Kansas judge calls teen victims in sex abuse case the ‘aggressor’

Prosecutors in Kansas are considering appealing a judge’s sentencing decision, after he called the teen victims of a sex crime the “aggressor” in the case.

Leavenworth County District Court Judge Michael Gibbens was weighing the case of Raymond Soden, a 67-year-old man convicted of using social media to solicit sex from minors.

Authorities said Soden communicated with two sisters, ages 13 and 14, through Facebook and offered them money in exchange for nude photos, CNN affiliate KCTV reported.

Gibbens said the teen girls were partially at fault.

“I do find that the victims in this case in particular were more an aggressor than a participant in the criminal conduct. They were certainly selling things monetarily that it’s against the law for even an adult to sell,” Gibbens said during a sentencing hearing in December, according to a court transcript.

CNN has reached out to Gibbens for comment and has not heard back.

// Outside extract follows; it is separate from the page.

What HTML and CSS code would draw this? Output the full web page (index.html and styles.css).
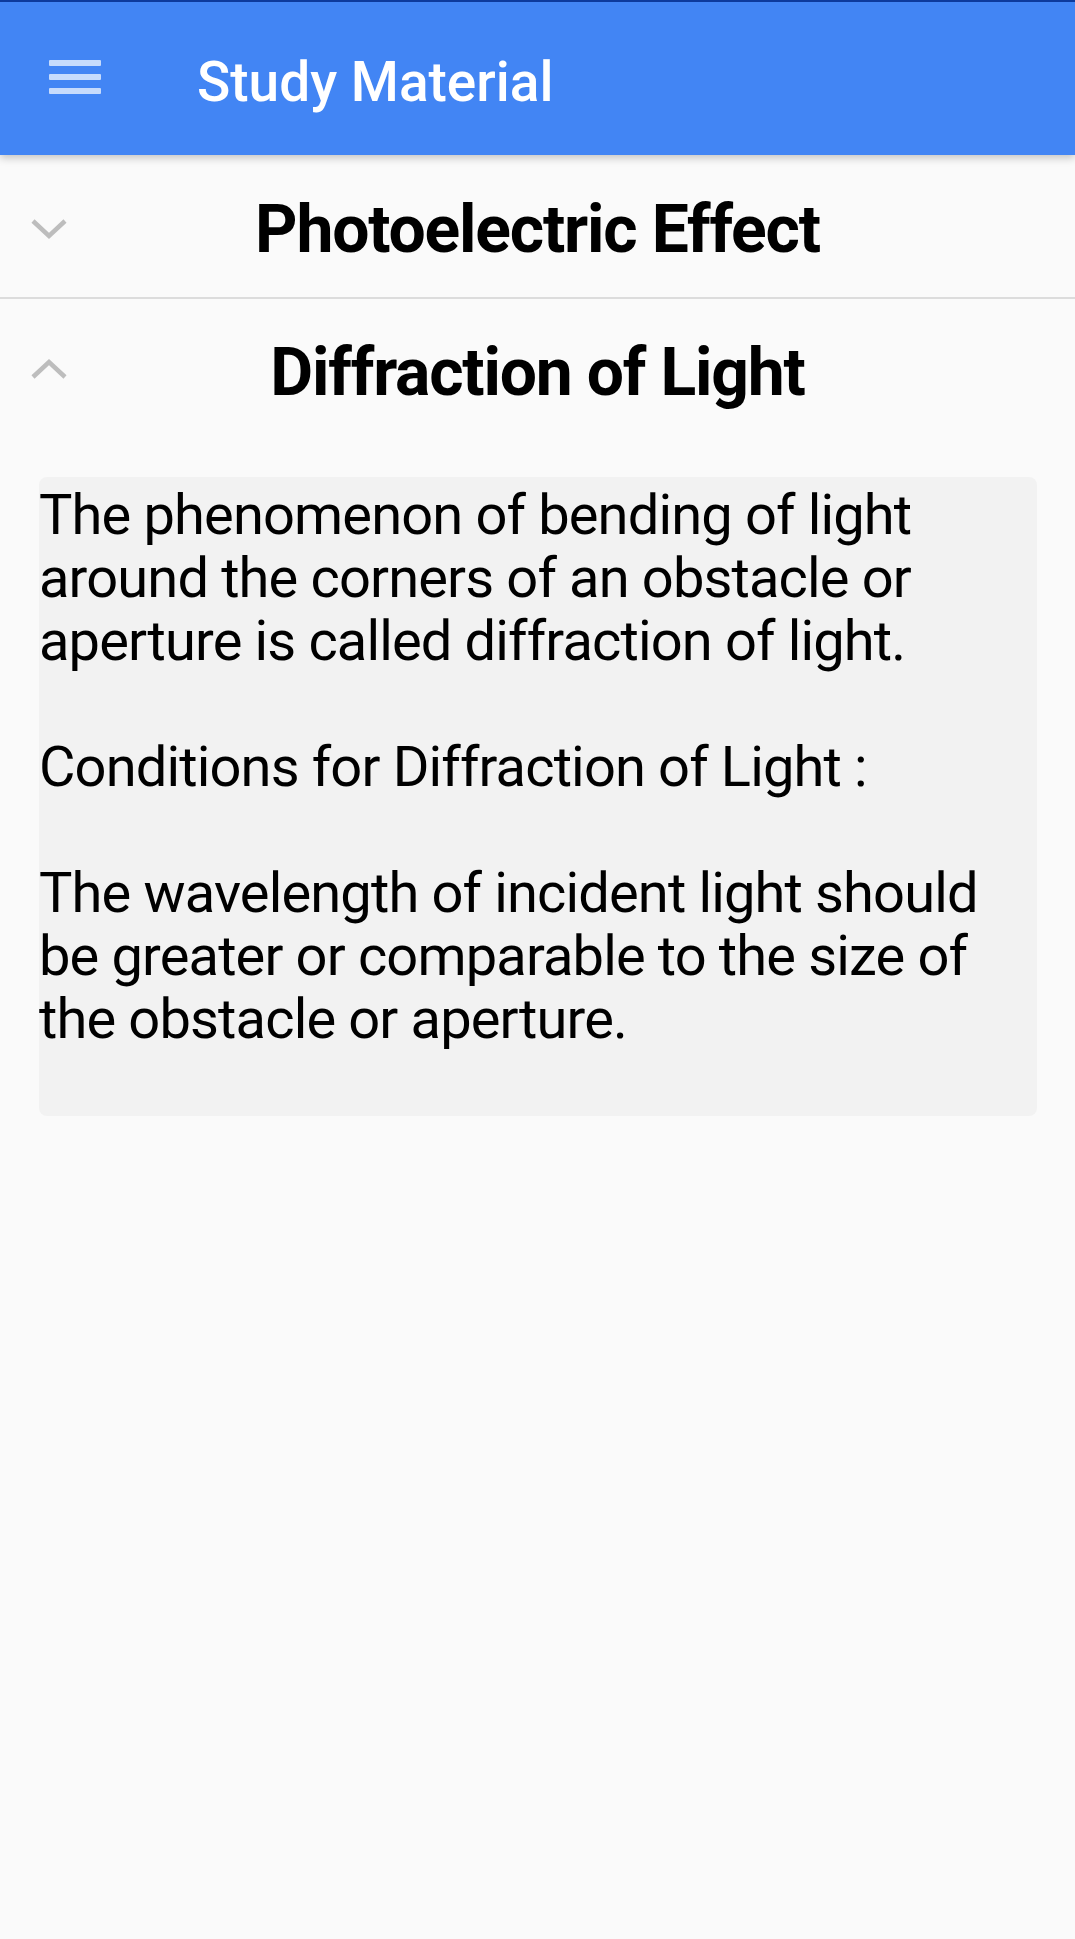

The judge sentenced Soden to five years and 10 months in prison — a considerably shorter term than the state sentencing guidelines’ standard of 14 years and 8 months. Prosecutors had asked for a sentence of more than 13 years in prison.

Under the state’s sentencing guidelines, a judge is allowed to chose a lower punishment if there are “substantial and compelling reasons” to do it and if the “victim was an aggressor or participant” in the crime.

During the hearing, the judge said Soden is physically and mentally impaired, is of an advanced age and lacks “substantial capacity for judgment,” according to the transcript.

After Gibbens announced the sentence, a prosecutor asked him to clarify why he referred to the victims as the aggressor.

“Yes. I think that a 13-year-old who offers what she offered for money is certainly an aggressor,” Gibbens responded.

Julie Donelon, president and CEO of the Metropolitan Organization to Count Sexual Assault, rejected Gibbens’ comments about the girls.

“Clearly 13- and 14-year-old children cannot be aggressors. Children do not have the capacity to consent, and I think we need to make that very clear,” Donelon told CNN’s Brooke Baldwin.

“We understand as a society that it’s never the victim’s fault,” she added.

Leavenworth County Attorney Todd Thompson said Wednesday that prosecutors are mulling over an appeal for Soden’s sentence.

“There were a lot of other factors like mental capacity and age and health,” Thompson said. “(A)n appeal is about law, not emotion — so we have to take out the comments and think about the other factors.”

Soden remains in custody at El Dorado Correctional Facility near Wichita, Kansas, with the earliest possible release date of March 3, 2023, according to online records with the Kansas Department of Corrections.